Impariamo le lingue, ma anche l'italiano
Andare all'estero e sentirsi indifesi, un po' disorientati e sicuramente incapaci di affrontare un dialogo. È stata questa l'impressione di molti, soprattutto di quella generazione che l'Erasmus nemmeno sapeva che cosa fosse e che a scuola ha studiato una lingua straniera fatta di grammatica e vocaboli, il che non significa saperla parlare e tanto meno capire. Allora in Trentino per l'80 per cento veniva insegnato il tedesco, molto meno richiesto - e soprattutto molto meno offerto - l'inglese. Si cominciava alle medie, al liceo classico tutto finiva alla quinta ginnasio, altre scuole prolungavano sino alla fine del corso. Ma i risultati in ogni caso non rendevano uno studente bilingue. Lo erano di più gli emigrati, quelli che andavano in Svizzera o nelle miniere del Belgio, per non dire in America dove, tra uno strafalcione e l'altro, uno era costretto ad arrangiarsi.
In Trentino del resto, ma pure in altre regioni, a quei tempi si parlava male anche l'italiano, abituati come s'era ad esprimersi soprattutto in dialetto. E per questo non serve addentrarsi nelle profondità degli anni, se è vero che il 51 per cento parlava sempre e solo in dialetto fino al 1974, percentuale che attualmente supera di poco il 5 per cento. Diverso è invece il caso del doppio uso, vale a dire di chi parla l'uno e l'altro indifferentemente. Qui i numeri segnalano addirittura il 44 per cento di bilingui, con l'italiano più usato nei rapporti professionali e sociali e il dialetto riservato ai rapporti amicali e familiari, dove diventa un veicolo intimo di comunicazione.

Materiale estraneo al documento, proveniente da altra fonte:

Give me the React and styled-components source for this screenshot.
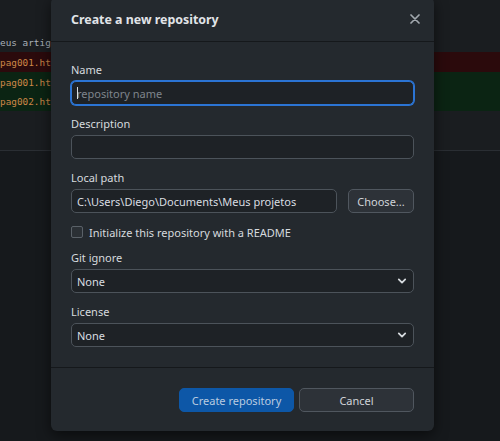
import React from "react";
import styled, { createGlobalStyle } from "styled-components";

const GlobalStyle = createGlobalStyle`
  html, body {
    margin: 0;
    padding: 0;
    background: #16191c;
  }
  * {
    box-sizing: border-box;
  }
`;

const Page = styled.div`
  position: relative;
  width: 500px;
  height: 441px;
  overflow: hidden;
  background: #16191c;
  font-family: "Noto Sans", "Open Sans", sans-serif;
`;

const DiffView = styled.div`
  display: flex;
  flex-direction: column;
  height: 100%;
`;

const DiffTop = styled.div`
  display: flex;
  flex-direction: column;
  padding-top: 33px;
  height: 151px;
  background: #1a1d20;
  border-bottom: 1px solid #2a2e33;
`;

const DiffLine = styled.div`
  height: ${(p) => p.h || 20}px;
  display: flex;
  align-items: center;
  font-family: "DejaVu Sans Mono", "Liberation Mono", monospace;
  font-size: 9.4px;
  white-space: pre;
  color: ${(p) => (p.kind ? "#cc8747" : "#a9b0b8")};
  background: ${(p) =>
    p.kind === "del" ? "#2b0a0c" : p.kind === "add" ? "#0b2413" : "transparent"};
`;

const Backdrop = styled.div`
  flex: 1;
  background: #16191c;
`;

const Dialog = styled.div`
  position: absolute;
  left: 51px;
  top: -3px;
  width: 383px;
  background: #24292e;
  border-radius: 6px;
  box-shadow: 0 4px 14px rgba(0, 0, 0, 0.55);
  color: #d6dade;
  display: flex;
  flex-direction: column;
`;

const Header = styled.div`
  height: 45px;
  padding: 0 12px 0 20px;
  display: flex;
  align-items: center;
  justify-content: space-between;
  border-bottom: 1px solid #15181b;
`;

const Title = styled.h1`
  margin: 0;
  font-size: 12.4px;
  font-weight: 700;
  color: #e1e4e8;
`;

const CloseButton = styled.button`
  background: none;
  border: none;
  padding: 0;
  width: 14px;
  height: 14px;
  display: flex;
  align-items: center;
  justify-content: center;
  color: #a2a8ae;
`;

const Body = styled.div`
  padding: 21px 20px 20px;
  display: flex;
  flex-direction: column;
  gap: 12px;
`;

const Field = styled.div`
  display: flex;
  flex-direction: column;
  gap: 4px;
`;

const Label = styled.label`
  font-size: 11px;
  line-height: 14px;
  color: #d6dade;
`;

const InputWrap = styled.div`
  position: relative;
  flex: 1;
  display: flex;
`;

const TextInput = styled.input`
  width: 100%;
  height: 24px;
  padding: 0 5px;
  background: #1e2226;
  border: 1px solid ${(p) => (p.focused ? "#2b74d4" : "#4c535a")};
  box-shadow: ${(p) => (p.focused ? "0 0 0 1px #2b74d4" : "none")};
  border-radius: 5px;
  outline: none;
  font-family: inherit;
  font-size: 11px;
  color: #d9dde1;
  &::placeholder {
    color: #7e858c;
  }
`;

const Caret = styled.span`
  position: absolute;
  left: 6px;
  top: 6px;
  width: 1px;
  height: 12px;
  background: #d9dde1;
`;

const Row = styled.div`
  display: flex;
  gap: 11px;
`;

const Button = styled.button`
  height: 24px;
  min-width: ${(p) => p.w || 0}px;
  padding: 0 8px;
  border-radius: 5px;
  font-family: inherit;
  font-size: 11px;
  color: ${(p) => (p.primary ? "#b9cbe0" : "#d0d4d8")};
  background: ${(p) => (p.primary ? "#0d57a7" : "#2d3238")};
  border: 1px solid ${(p) => (p.primary ? "#0d57a7" : "#50575f")};
`;

const CheckRow = styled.label`
  display: flex;
  align-items: center;
  gap: 6px;
  height: 14px;
  font-size: 11px;
  color: #d6dade;
`;

const CheckBox = styled.span`
  width: 12px;
  height: 12px;
  border: 1px solid #5a6168;
  border-radius: 2px;
  background: #2b3035;
`;

const SelectBox = styled.div`
  height: 24px;
  padding: 0 6px 0 5px;
  background: #1e2226;
  border: 1px solid #4c535a;
  border-radius: 5px;
  display: flex;
  align-items: center;
  justify-content: space-between;
  font-size: 11px;
  color: #d9dde1;
`;

const Footer = styled.div`
  border-top: 1px solid #15181b;
  padding: 20px 20px 19px;
  display: flex;
  justify-content: flex-end;
  gap: 5px;
`;

const Chevron = () => (
  <svg width="10" height="10" viewBox="0 0 10 10">
    <path d="M1.8 3.4 L5 6.6 L8.2 3.4" fill="none" stroke="#d6dade" strokeWidth="1.8" strokeLinecap="round" strokeLinejoin="round" />
  </svg>
);

function Select({ value }) {
  return (
    <SelectBox>
      <span>{value}</span>
      <Chevron />
    </SelectBox>
  );
}

export default function App() {
  return (
    <Page>
      <GlobalStyle />
      <DiffView>
        <DiffTop>
          <DiffLine h={19}>eus artigos/</DiffLine>
          <DiffLine kind="del">pag001.html</DiffLine>
          <DiffLine kind="add">pag001.html</DiffLine>
          <DiffLine kind="add" h={19}>pag002.html</DiffLine>
        </DiffTop>
        <Backdrop />
      </DiffView>

      <Dialog>
        <Header>
          <Title>Create a new repository</Title>
          <CloseButton aria-label="Close">
            <svg width="10" height="10" viewBox="0 0 10 10">
              <path d="M1 1 L9 9 M9 1 L1 9" stroke="currentColor" strokeWidth="1.7" strokeLinecap="round" />
            </svg>
          </CloseButton>
        </Header>
        <Body>
          <Field>
            <Label>Name</Label>
            <InputWrap>
              <TextInput focused placeholder="repository name" />
              <Caret />
            </InputWrap>
          </Field>
          <Field>
            <Label>Description</Label>
            <TextInput />
          </Field>
          <Field>
            <Label>Local path</Label>
            <Row>
              <InputWrap>
                <TextInput defaultValue="C:\Users\Diego\Documents\Meus projetos" />
              </InputWrap>
              <Button w={66}>Choose...</Button>
            </Row>
          </Field>
          <CheckRow>
            <CheckBox />
            Initialize this repository with a README
          </CheckRow>
          <Field>
            <Label>Git ignore</Label>
            <Select value="None" />
          </Field>
          <Field>
            <Label>License</Label>
            <Select value="None" />
          </Field>
        </Body>
        <Footer>
          <Button primary w={115}>Create repository</Button>
          <Button w={115}>Cancel</Button>
        </Footer>
      </Dialog>
    </Page>
  );
}
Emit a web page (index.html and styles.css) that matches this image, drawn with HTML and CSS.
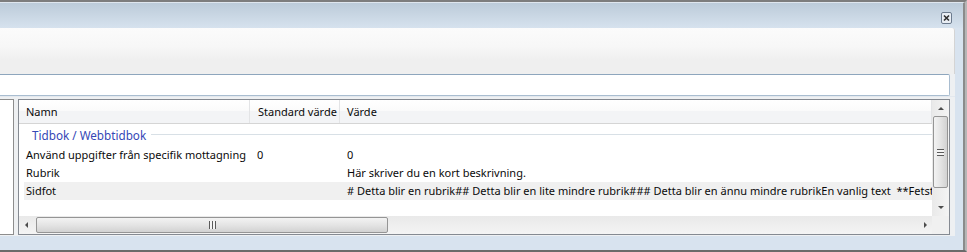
FILE: index.html
```html
<!DOCTYPE html>
<html lang="sv">
<head>
    <meta charset="utf-8" />
    <title>Inställningar</title>
    <link rel="stylesheet" href="styles.css">
</head>
<body>
    <div class="window">
        <div class="frame">
            <div class="titlebar">
                <span class="close-btn">
                    <svg viewBox="0 0 11 12" width="11" height="12">
                        <rect x="0.5" y="0.5" width="10" height="11" rx="1.5" fill="#e9eef4" stroke="#6c7b8e"/>
                        <path d="M3 3.5 L8 8.5 M8 3.5 L3 8.5" stroke="#2f2f2f" stroke-width="1.6"/>
                    </svg>
                </span>
            </div>

            <div class="panel">
                <div class="toolbar"></div>
                <div class="search"></div>

                <div class="content">
                    <div class="side"></div>

                    <div class="grid">
                        <div class="grid-main">
                            <div class="grid-view">
                                <div class="grid-head">
                                    <div class="hcell">Namn</div>
                                    <div class="hcell hcell-std">Standard värde</div>
                                    <div class="hcell">Värde</div>
                                </div>

                                <div class="group">
                                    <span>Tidbok / Webbtidbok</span>
                                    <span class="group-line"></span>
                                </div>

                                <div class="row">
                                    <div class="cell cell-name">Använd uppgifter från specifik mottagning</div>
                                    <div class="cell">0</div>
                                    <div class="cell">0</div>
                                </div>
                                <div class="row">
                                    <div class="cell cell-name">Rubrik</div>
                                    <div class="cell"></div>
                                    <div class="cell">Här skriver du en kort beskrivning.</div>
                                </div>
                                <div class="row row-selected">
                                    <div class="cell cell-name">Sidfot</div>
                                    <div class="cell"></div>
                                    <div class="cell"># Detta blir en rubrik## Detta blir en lite mindre rubrik### Detta blir en ännu mindre rubrikEn vanlig text  **Fetstil text**</div>
                                </div>
                            </div>

                            <div class="vscroll">
                                <span class="arrow arrow-up"></span>
                                <div class="vthumb">
                                    <span class="grip-h"></span>
                                </div>
                                <span class="arrow arrow-down"></span>
                            </div>
                        </div>

                        <div class="hscroll-row">
                            <div class="hscroll">
                                <span class="arrow arrow-left"></span>
                                <div class="hthumb">
                                    <span class="grip-v"></span>
                                </div>
                                <span class="arrow arrow-right"></span>
                            </div>
                            <div class="corner"></div>
                        </div>
                    </div>
                </div>
            </div>
        </div>
    </div>
</body>
</html>
```

FILE: styles.css
```css
* {
    margin: 0;
    padding: 0;
    box-sizing: border-box;
}

body {
    font-family: "Noto Sans", "Open Sans", sans-serif;
    font-size: 11px;
    color: #0a0a0a;
    background: #6f6f6f;
    overflow: hidden;
}

.window {
    width: 967px;
    height: 252px;
    border-top: 2px solid #7d7d7d;
    border-bottom: 2px solid #6a6a6a;
    border-right: 2px solid #b6b6b6;
    background: #d8e3ef;
}

.frame {
    height: 100%;
    border-right: 2px solid #8b8b8b;
    border-top: 1px solid #dfe6ee;
    display: flex;
    flex-direction: column;
}

/* title strip with the close box */
.titlebar {
    height: 25px;
    flex-shrink: 0;
    background: linear-gradient(#bccbd9, #d6e2ee);
    display: flex;
    justify-content: flex-end;
    align-items: flex-start;
    padding: 9px 11px 0 0;
}

.close-btn {
    display: block;
    width: 11px;
    height: 12px;
}

.close-btn svg {
    display: block;
}

/* main panel */
.panel {
    width: 955px;
    height: 208px;
    flex-shrink: 0;
    background: #eef0f2;
    border-top-right-radius: 3px;
    display: flex;
    flex-direction: column;
}

.toolbar {
    height: 46px;
    flex-shrink: 0;
    background: linear-gradient(#fbfbfb 0%, #f7f7f7 40%, #efefef 70%, #efefef 100%);
    border-top-right-radius: 3px;
    border-right: 1px solid #d4d4d4;
}

.search {
    height: 22px;
    width: 954px;
    margin-left: -4px;
    flex-shrink: 0;
    background: #fff;
    border: 1px solid #a9bdd0;
    border-top-color: #8ea6bd;
    border-radius: 0 2px 2px 0;
}

.content {
    flex: 1;
    min-height: 0;
    display: flex;
    gap: 4px;
    padding: 2px 5px 1px 0;
    border-top: 1px solid #e3e8ee;
}

.side {
    width: 14px;
    background: #fff;
    border: 1px solid #8d8d8d;
    border-left: none;
}

/* property grid */
.grid {
    width: 932px;
    border: 1px solid #858a92;
    background: #fff;
    display: flex;
    flex-direction: column;
}

.grid-main {
    flex: 1;
    display: flex;
    min-height: 0;
}

.grid-view {
    flex: 1;
    min-width: 0;
    overflow: hidden;
}

.grid-head {
    display: grid;
    grid-template-columns: 231px 90px 1fr;
    height: 24px;
    background: linear-gradient(#ffffff 0%, #fbfbfb 45%, #f3f4f6 50%, #f3f4f6 100%);
    border-bottom: 1px solid #d5d5d5;
    line-height: 23px;
}

.hcell {
    padding-left: 7px;
    border-right: 1px solid #e3e4e6;
    white-space: nowrap;
}

.hcell-std {
    padding-left: 8px;
}

.group {
    display: flex;
    align-items: center;
    height: 22px;
    padding: 0 0 1px 13px;
    color: #3547b6;
    font-size: 11.7px;
}

.group-line {
    flex: 1;
    height: 1px;
    margin-left: 5px;
    background: #d8e0e6;
}

.row {
    display: grid;
    grid-template-columns: 226px 90px 1fr;
    height: 18px;
    margin-left: 5px;
    line-height: 18px;
}

.row-selected {
    background: #f0f0f0;
}

.cell {
    padding-left: 7px;
    overflow: hidden;
    white-space: pre;
}

.cell-name {
    padding-left: 2px;
}

/* scrollbars */
.vscroll {
    width: 17px;
    background: linear-gradient(90deg, #e9e9e9, #f4f4f4);
    display: flex;
    flex-direction: column;
    align-items: center;
    padding: 1px 0;
}

.hscroll-row {
    display: flex;
    height: 18px;
    flex-shrink: 0;
}

.hscroll {
    flex: 1;
    background: linear-gradient(#e9e9e9, #f4f4f4);
    display: flex;
    align-items: center;
}

.corner {
    width: 17px;
    background: #f0f0f0;
}

.arrow {
    width: 0;
    height: 0;
    border: 3px solid transparent;
}

.arrow-up {
    margin: 6px 0 6px;
    border-bottom: 3px solid #4d4d4d;
    border-top-width: 0;
}

.arrow-down {
    margin-top: auto;
    margin-bottom: 6px;
    border-top: 3px solid #4d4d4d;
    border-bottom-width: 0;
}

.arrow-left {
    margin: 0 8px 0 6px;
    border-right: 3px solid #4d4d4d;
    border-left-width: 0;
}

.arrow-right {
    margin: 0 5px 0 auto;
    border-left: 3px solid #4d4d4d;
    border-right-width: 0;
}

.vthumb {
    width: 15px;
    height: 72px;
    border: 1px solid #959595;
    border-radius: 2px;
    background: linear-gradient(90deg, #f3f3f3, #e4e4e4 50%, #d2d2d2);
    display: flex;
    align-items: center;
    justify-content: center;
}

.hthumb {
    width: 352px;
    height: 16px;
    border: 1px solid #959595;
    border-radius: 2px;
    background: linear-gradient(#f3f3f3, #e4e4e4 50%, #d2d2d2);
    display: flex;
    align-items: center;
    justify-content: center;
}

.grip-h {
    width: 7px;
    height: 7px;
    background: repeating-linear-gradient(#5a5a5a 0 1px, #f4f4f4 1px 3px);
}

.grip-v {
    width: 7px;
    height: 8px;
    background: repeating-linear-gradient(90deg, #5a5a5a 0 1px, #f4f4f4 1px 3px);
}
```
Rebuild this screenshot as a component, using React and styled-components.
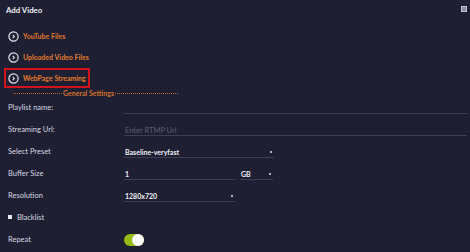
import React from "react";
import styled, { createGlobalStyle } from "styled-components";

const Global = createGlobalStyle`
  html, body { margin: 0; padding: 0; background: #1e1f33; overflow: hidden; }
  body { font-family: Lato, "Open Sans", "Liberation Sans", sans-serif; }
`;

const Page = styled.div`
  width: 470px;
  height: 252px;
  background: #1e1f33;
  overflow: hidden;
`;

const Header = styled.div`
  height: 20px;
  display: grid;
  grid-template-columns: 1fr 6px;
  align-items: center;
  padding: 0 3px 0 6px;
`;

const Title = styled.div`
  color: #f0f0f5;
  font-size: 7.8px;
  font-weight: 700;
`;

const Close = styled.div`
  width: 4px;
  height: 4px;
  background: #8a8ca0;
  border: 1px solid #c0c2d0;
  margin-top: -3px;
`;

const Links = styled.div`
  display: flex;
  flex-direction: column;
  align-items: flex-start;
  padding: 6px 0 0 4px;
`;

const LinkRow = styled.div`
  height: 20px;
  width: ${(p) => (p.$boxed ? "86px" : "auto")};
  display: flex;
  align-items: center;
  gap: 4px;
  padding-left: 2px;
  box-sizing: border-box;
  white-space: nowrap;
  border: 2px solid ${(p) => (p.$boxed ? "#d0151f" : "transparent")};
  margin-bottom: ${(p) => (p.$boxed ? "0" : "1px")};
`;

const LinkText = styled.span`
  color: #e07a2c;
  font-size: 7px;
  font-weight: 700;
`;

const Divider = styled.div`
  display: flex;
  align-items: center;
  padding-left: 13px;
  height: 8px;
  margin-top: 1px;
`;

const Dots = styled.span`
  width: ${(p) => p.$w}px;
  height: 0;
  border-top: 1.5px dotted #c0642a;
`;

const DividerText = styled.span`
  color: #d2702c;
  font-size: 7px;
  font-weight: 700;
  line-height: 8px;
  padding: 0 1px;
`;

const Form = styled.div`
  display: grid;
  grid-template-columns: 116px 1fr;
  padding: 0 3px 0 8px;
  margin-top: -1px;
`;

const Label = styled.div`
  color: #d8d8e2;
  font-size: 7.5px;
  height: 22px;
  display: flex;
  align-items: center;
`;

const Field = styled.div`
  height: 22px;
  display: flex;
  align-items: center;
  gap: 5px;
`;

const Input = styled.div`
  width: ${(p) => p.$w || "100%"};
  height: 9px;
  border-bottom: 1.5px solid #3c3e52;
  display: flex;
  align-items: center;
  justify-content: space-between;
  padding: 0 2px 0 1px;
  box-sizing: content-box;
  margin-top: 3px;
  color: ${(p) => (p.$ph ? "#5e6074" : "#f0f0f5")};
  font-size: ${(p) => (p.$ph ? "7.5px" : "7px")};
  font-weight: ${(p) => (p.$ph ? 400 : 700)};
`;

const Caret = styled.span`
  width: 2px;
  height: 2px;
  background: #e8e8f0;
  border-radius: 1px;
`;

const CheckLabel = styled(Label)`
  gap: 5px;
  grid-column: 1 / 3;
`;

const Box = styled.span`
  width: 4px;
  height: 4px;
  background: #e8e8f0;
  margin-top: -1px;
`;

const Toggle = styled.div`
  width: 20px;
  height: 12px;
  border-radius: 6px;
  background: #95bb14;
  position: relative;
  margin-top: 1px;
  &::after {
    content: "";
    position: absolute;
    right: 0;
    top: 0;
    width: 12px;
    height: 12px;
    border-radius: 50%;
    background: #fbfbfb;
  }
`;

const Chevron = () => (
  <svg width="11" height="11" viewBox="0 0 11 11">
    <circle cx="5.5" cy="5.5" r="4.6" fill="none" stroke="#e6e6ee" strokeWidth="1.2" />
    <path d="M4.8 3.9 L6.3 5.5 L4.8 7.1" fill="none" stroke="#e6e6ee" strokeWidth="1.1" />
  </svg>
);

export default function App() {
  return (
    <>
      <Global />
      <Page>
        <Header>
          <Title>Add Video</Title>
          <Close />
        </Header>
        <Links>
          <LinkRow>
            <Chevron />
            <LinkText>YouTube Files</LinkText>
          </LinkRow>
          <LinkRow>
            <Chevron />
            <LinkText>Uploaded Video Files</LinkText>
          </LinkRow>
          <LinkRow $boxed>
            <Chevron />
            <LinkText>WebPage Streaming</LinkText>
          </LinkRow>
        </Links>
        <Divider>
          <Dots $w={49} />
          <DividerText>General Settings</DividerText>
          <Dots $w={63} />
        </Divider>
        <Form>
          <Label>Playlist name:</Label>
          <Field>
            <Input />
          </Field>
          <Label>Streaming Url:</Label>
          <Field>
            <Input $ph>Enter RTMP Url</Input>
          </Field>
          <Label>Select Preset</Label>
          <Field>
            <Input $w="147px">
              Baseline-veryfast
              <Caret />
            </Input>
          </Field>
          <Label>Buffer Size</Label>
          <Field>
            <Input $w="108px">1</Input>
            <Input $w="30px">
              GB
              <Caret />
            </Input>
          </Field>
          <Label>Resolution</Label>
          <Field>
            <Input $w="108px">
              1280x720
              <Caret />
            </Input>
          </Field>
          <CheckLabel>
            <Box />
            Blacklist
          </CheckLabel>
          <Label>Repeat</Label>
          <Field>
            <Toggle />
          </Field>
        </Form>
      </Page>
    </>
  );
}
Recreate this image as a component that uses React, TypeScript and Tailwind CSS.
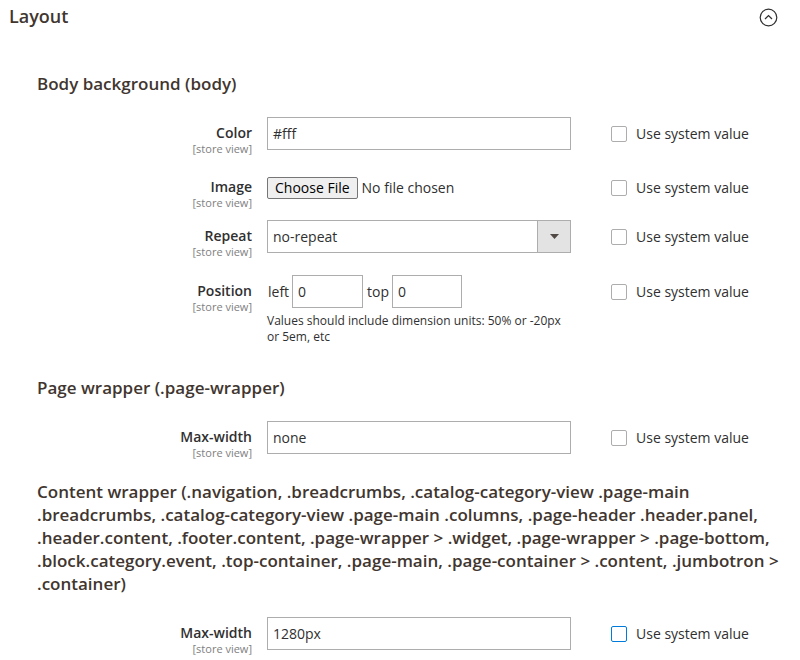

Bilingui, appunto, come spiega il giornalista e commediografo Elio Fox che ha recentemente dato alle stampe un prezioso vocabolario della parlata dialettale contemporanea della città di Trento.
Sarà minoritaria ma è pur sempre una lingua, dice, e come tale ha regole precise, grammatica e sintassi da rispettare. Ma oggi, purtroppo, anche nell'italiano grammatica e sintassi stanno diventando un optional tra abbreviazioni, mancanza di punteggiatura, assenza di congiuntivi e misto di parole prese a prestito altrove oppure inventate, una specie di gergo per pochi che poi dilaga, fino a guadagnarsi addirittura un posto nei dizionari. Così, di fronte a un termine ignoto, si spera di trovare la spiegazione in qualche edizione dell'ultima ora. Particolarmente aggiornato lo Zingarelli che è riuscito ad agguantare e a inserire sotto la lettera esse il «vape» che viene dritto dall'Oxford dictionary, legato alla nuova moda delle sigarette elettroniche delle quali non si ispira il fumo ma si inala il vapore. Ecco allora pronto l'adattamento nazionale che fa «svapare», destinato ad arricchire il nostro idioma sempre più votato all'esterofilia, forse per rifarsi della conclamata ignoranza nella conoscenza delle lingue straniere, ciò che in altri Paesi europei da moltissimi anni è invece considerato cosa normale.
Ma pare che finalmente l'aria stia cambiando anche da noi, almeno stando ai nuovi programmi scolastici. Si comincia subito, fin dall'asilo, con la speranza che insegnino veramente a parlare, anziché a recitare a memoria le regole. Questa è la promessa ministeriale per l'anno nuovo, affinché i giovani sappiano muoversi con disinvoltura a cominciare da quell'Unione europea che dovrebbe essere la casa comune e che spesso rischia di rimanere una formula. Pure il Trentino avrà il suo protocollo d'intesa per insegnare non soltanto le lingue ma anche - meglio tardi che mai - la storia dell'autonomia speciale. Tanto per comprendere, senza i condizionamenti dell'ideologia ma con storica obiettività, quali vicende ci hanno portati fin qui. Perchè non basta un «selfie» per sapere chi siamo.